[lit-ideas] April poetry: Wislawa Szymborska

  • From: "Mirembe Nantongo" <nantongo@xxxxxxxxx>
  • To: <lit-ideas@xxxxxxxxxxxxx>
  • Date: Sat, 2 Apr 2005 19:19:20 +0100

Many thanks to Julie and Marlena for pointing out the poetry of Polish Nobel 
Prize winner, Wislawa Szymborska. I had not read any of her poetry before 
(although I meant to, I really meant to, way back when she won the prize in 
1996...) and consider this a major discovery.

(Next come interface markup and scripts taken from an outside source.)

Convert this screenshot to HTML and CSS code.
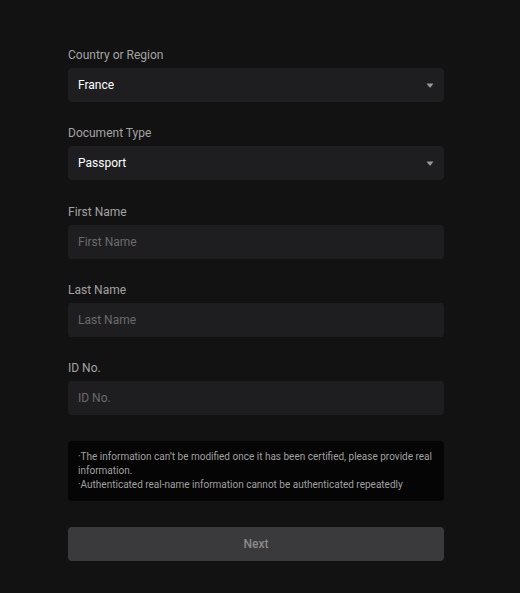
FILE: index.html
```html
<!DOCTYPE html>
<html>
<head>
<meta charset="utf-8">
<link rel="stylesheet" href="styles.css">
</head>
<body>
<div class="form">
  <div class="field">
    <div class="label">Country or Region</div>
    <div class="control select"><span class="value">France</span><svg class="caret" width="8" height="5" viewBox="0 0 8 5"><path d="M0.5 0.5h7L4.6 4.2a0.8 0.8 0 0 1-1.2 0z" fill="#9a9a9a"/></svg></div>
  </div>
  <div class="field">
    <div class="label">Document Type</div>
    <div class="control select"><span class="value">Passport</span><svg class="caret" width="8" height="5" viewBox="0 0 8 5"><path d="M0.5 0.5h7L4.6 4.2a0.8 0.8 0 0 1-1.2 0z" fill="#9a9a9a"/></svg></div>
  </div>
  <div class="field">
    <div class="label">First Name</div>
    <div class="control"><span class="placeholder">First Name</span></div>
  </div>
  <div class="field">
    <div class="label">Last Name</div>
    <div class="control"><span class="placeholder">Last Name</span></div>
  </div>
  <div class="field">
    <div class="label">ID No.</div>
    <div class="control"><span class="placeholder">ID No.</span></div>
  </div>
  <div class="notice">
    <p>·The information can’t be modified once it has been certified, please provide real information.</p>
    <p>·Authenticated real-name information cannot be authenticated repeatedly</p>
  </div>
  <div class="btn">Next</div>
</div>
</body>
</html>
```
FILE: styles.css
```css
html, body {
  margin: 0;
  padding: 0;
  background: #121212;
  font-family: Roboto, "Noto Sans", sans-serif;
}
.form {
  width: 376px;
  margin-left: 68px;
  padding-top: 45px;
  display: flex;
  flex-direction: column;
}
.field {
  display: flex;
  flex-direction: column;
  gap: 3px;
  margin-bottom: 21.3px;
}
.label {
  color: #a3a3a3;
  font-size: 12px;
  line-height: 20px;
  height: 20px;
}
.control {
  height: 34px;
  background: #1e1e20;
  border-radius: 4px;
  display: flex;
  align-items: center;
  padding: 0 10px;
  box-sizing: border-box;
  font-size: 12px;
}
.select {
  justify-content: space-between;
}
.value {
  color: #ffffff;
}
.placeholder {
  color: #6a6a6c;
}
.notice {
  margin-top: 5px;
  background: #050505;
  border-radius: 4px;
  padding: 9px 10px 9px;
  color: #a0a0a0;
  font-size: 10px;
  line-height: 14px;
}
.notice p {
  margin: 0;
}
.btn {
  margin-top: 26px;
  height: 34px;
  background: #3a3a3c;
  border-radius: 4px;
  color: #8a8a8a;
  font-size: 12px;
  font-weight: 500;
  display: flex;
  align-items: center;
  justify-content: center;
}
```
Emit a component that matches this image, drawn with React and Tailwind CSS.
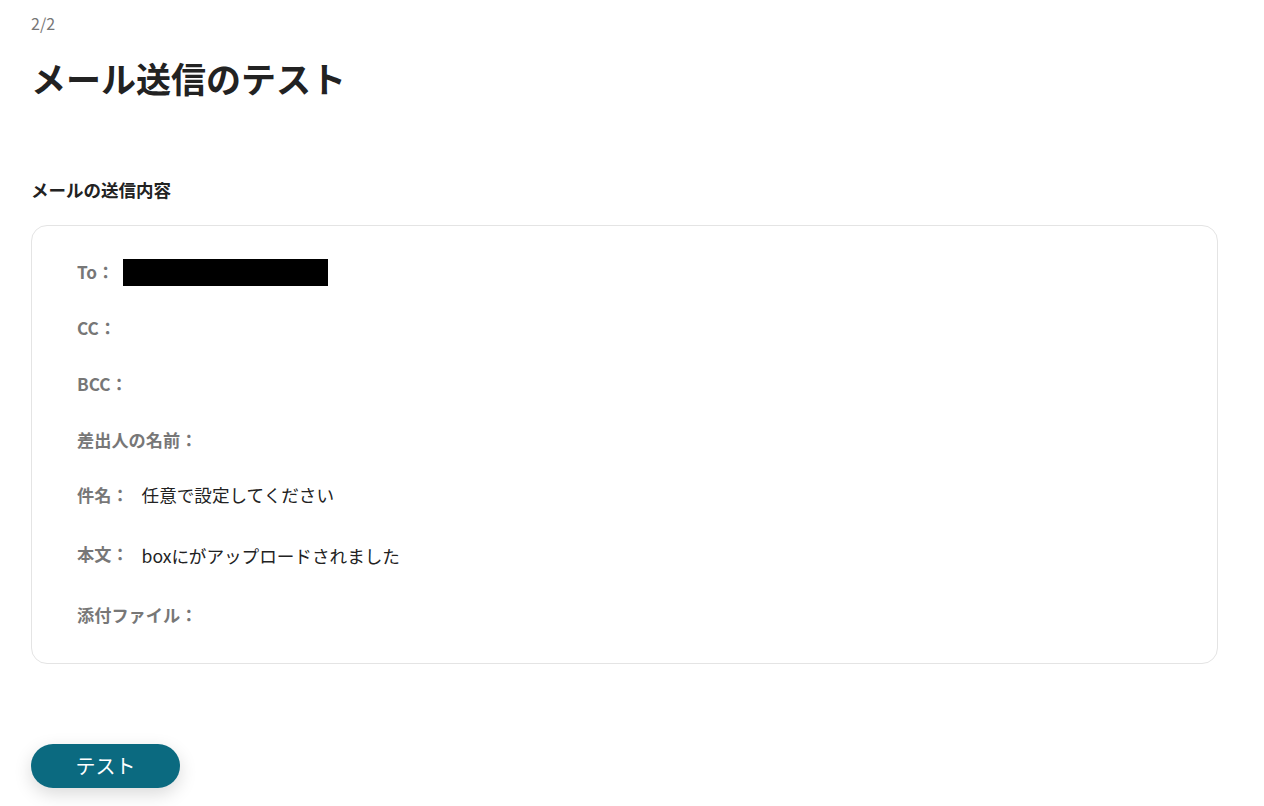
import React from "react";

const font = { fontFamily: '"Noto Sans CJK JP", "Noto Sans", sans-serif' };

function Row({ label, children, className = "" }) {
  return (
    <div className={"flex items-center h-[28px] " + className}>
      <span className="text-[17.2px] font-bold text-[#777777] leading-[28px] whitespace-nowrap">{label}</span>
      {children}
    </div>
  );
}

export default function App() {
  return (
    <div className="min-h-[806px] bg-white pl-[31px] pr-[46px] pt-[10px]" style={font}>
      <div className="text-[16px] leading-[26px] text-[#777777]">2/2</div>
      <h1 className="mt-[20px] text-[35px] leading-[44px] font-bold text-[#222222]">メール送信のテスト</h1>
      <h2 className="mt-[78px] text-[17.5px] leading-[24px] font-bold text-[#222222]">メールの送信内容</h2>
      <div className="mt-[23px] border border-[#e4e4e4] rounded-[16px] h-[439px] pl-[45px] pt-[32px]">
        <div className="flex flex-col">
          <Row label="To：">
            <div className="ml-[9px] w-[205px] h-[27px] bg-black" />
          </Row>
          <Row label="CC：" className="mt-[28px]" />
          <Row label="BCC：" className="mt-[28px]" />
          <Row label="差出人の名前：" className="mt-[28px]" />
          <Row label="件名：" className="mt-[27px]">
            <span className="ml-[13px] text-[17.6px] text-[#222222]">任意で設定してください</span>
          </Row>
          <Row label="本文：" className="mt-[31px] items-start">
            <span className="ml-[13px] text-[17.6px] text-[#222222] mt-[3px]">boxにがアップロードされました</span>
          </Row>
          <Row label="添付ファイル：" className="mt-[33px]" />
        </div>
      </div>
      <button className="mt-[80px] w-[149px] h-[44px] rounded-full bg-[#0b6a80] text-white text-[20px] shadow-[0_6px_18px_rgba(0,0,0,0.15)]">
        テスト
      </button>
    </div>
  );
}
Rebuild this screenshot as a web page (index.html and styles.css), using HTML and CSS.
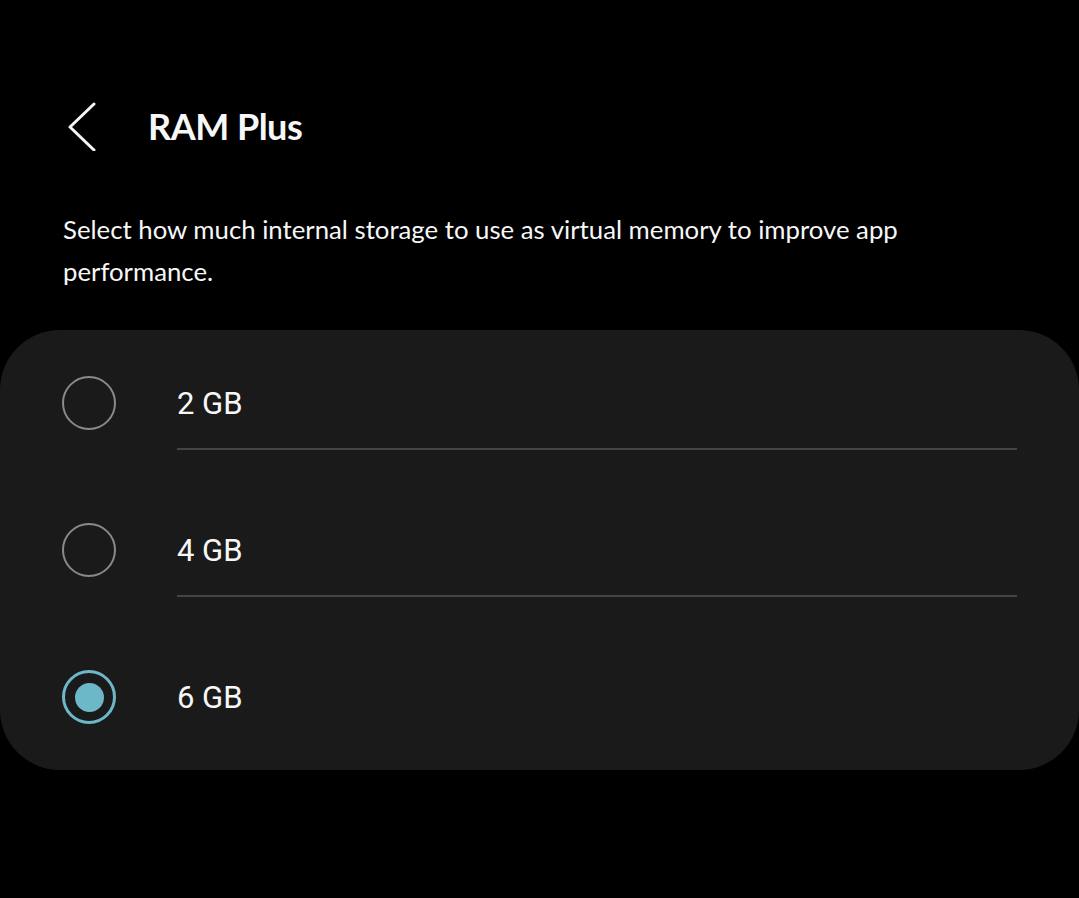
FILE: index.html
```html
<!DOCTYPE html>
<html lang="en">
<head>
    <meta charset="UTF-8">
    <title>RAM Plus</title>
    <link rel="stylesheet" href="styles.css">
</head>
<body>
    <div class="screen">
        <div class="app-bar">
            <button class="back-btn" aria-label="Back">
                <svg width="32" height="50" viewBox="0 0 32 50">
                    <polyline points="28,3 4,26 28,49" fill="none" stroke="#f5f5f5" stroke-width="3" stroke-linecap="round" stroke-linejoin="round"/>
                </svg>
            </button>
            <h1 class="title">RAM Plus</h1>
        </div>

        <p class="description">Select how much internal storage to use as virtual memory to improve app performance.</p>

        <div class="options-card">
            <label class="option">
                <span class="radio"></span>
                <span class="option-label">2 GB</span>
            </label>
            <label class="option">
                <span class="radio"></span>
                <span class="option-label">4 GB</span>
            </label>
            <label class="option selected">
                <span class="radio"></span>
                <span class="option-label last">6 GB</span>
            </label>
        </div>
    </div>
</body>
</html>
```

FILE: styles.css
```css
body {
    margin: 0;
    background-color: #000;
    color: #f7f7f7;
    font-family: Lato, "Noto Sans", sans-serif;
}
.screen {
    width: 1079px;
    height: 898px;
    overflow: hidden;
}
.app-bar {
    display: flex;
    align-items: center;
    height: 60px;
    padding: 96px 0 0 66px;
}
.back-btn {
    background: none;
    border: none;
    padding: 0;
    width: 32px;
    height: 50px;
    cursor: pointer;
}
.title {
    margin: 0 0 0 50px;
    font-size: 36px;
    font-weight: 700;
    letter-spacing: -0.5px;
}
.description {
    margin: 52px 62px 0 63px;
    font-size: 25.75px;
    line-height: 42px;
}
.options-card {
    margin-top: 38px;
    background-color: #1a1a1a;
    border-radius: 60px;
    padding: 26px 0 26px;
    display: flex;
    flex-direction: column;
    gap: 53px;
}
.option {
    display: flex;
    align-items: stretch;
    height: 94px;
    cursor: pointer;
}
.radio {
    box-sizing: border-box;
    width: 54px;
    height: 54px;
    margin: 20px 61px 0 62px;
    border: 2px solid #8a8a8a;
    border-radius: 50%;
    display: flex;
    align-items: center;
    justify-content: center;
}
.option.selected .radio {
    border: 3px solid #6db8c8;
}
.option.selected .radio::after {
    content: "";
    width: 29px;
    height: 29px;
    border-radius: 50%;
    background-color: #6db8c8;
}
.option-label {
    flex: 1;
    margin-right: 62px;
    display: flex;
    align-items: center;
    padding-top: 2px;
    font-family: Roboto, sans-serif;
    font-size: 31px;
    border-bottom: 2px solid #444;
}
.option-label.last {
    border-bottom-color: transparent;
}
```
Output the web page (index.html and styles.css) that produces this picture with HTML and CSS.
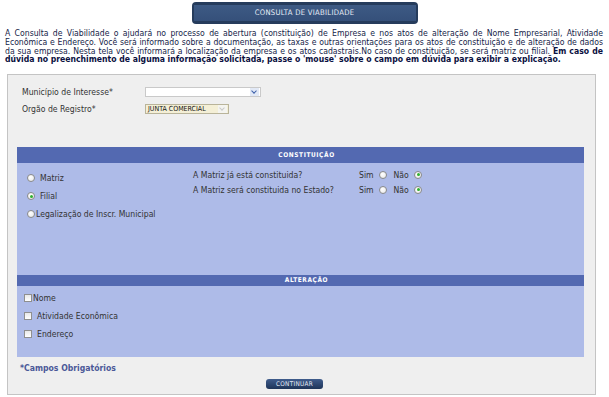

There is a shortish essay on her, with a terrific picture of her when she 
was younger - she looks like someone one would really like to hang out 
with - at this link:

http://info-poland.buffalo.edu/classroom/szymborska/grol.html

Excerpt: "Her poems are probing and complete messages. In attenuated, 
sometimes even colloquial language, Szymborska raises original and 
unsettling questions about human nature, the precariousness and sense of 
human existence, about mankind's place in the universe. Her poetry is never 
confessional or personal. She transforms her observations, issuing from 
personal experiences, into poems of a general nature, touching upon the 
universal or even the cosmic."

I am particularly struck by one of her poems "The End and the Beginning" 
which talks about the emotional mechanics of post-war reconstruction. The 
whole poem is here:

http://info-poland.buffalo.edu/classroom/szymborska/poetrybis.html

The second to last stanza reads:

"Those who knew
what was going on here
must give way to
those who know little.
And less than little.
And finally as little as nothing."

I like the way she describes this process of moving on - "giving way" - by 
the generations that actually live a war experience, as a natural and 
inevitable progression, and not as a cause for distress or a basis for 
frenetic attempts to impose the imperatives of one's own experience on the 
next generation.

And the last stanza:

"In the grass which has overgrown
reasons and causes,
someone must be stretched out
blade of grass in his mouth
gazing at the clouds."

Yes, every post-war period needs its poets, its dreamers. I wonder, do we 
know who they are yet in the newest post-war places - places like Iraq, or 
Afghanistan ..? I don't think I have heard any such voices yet.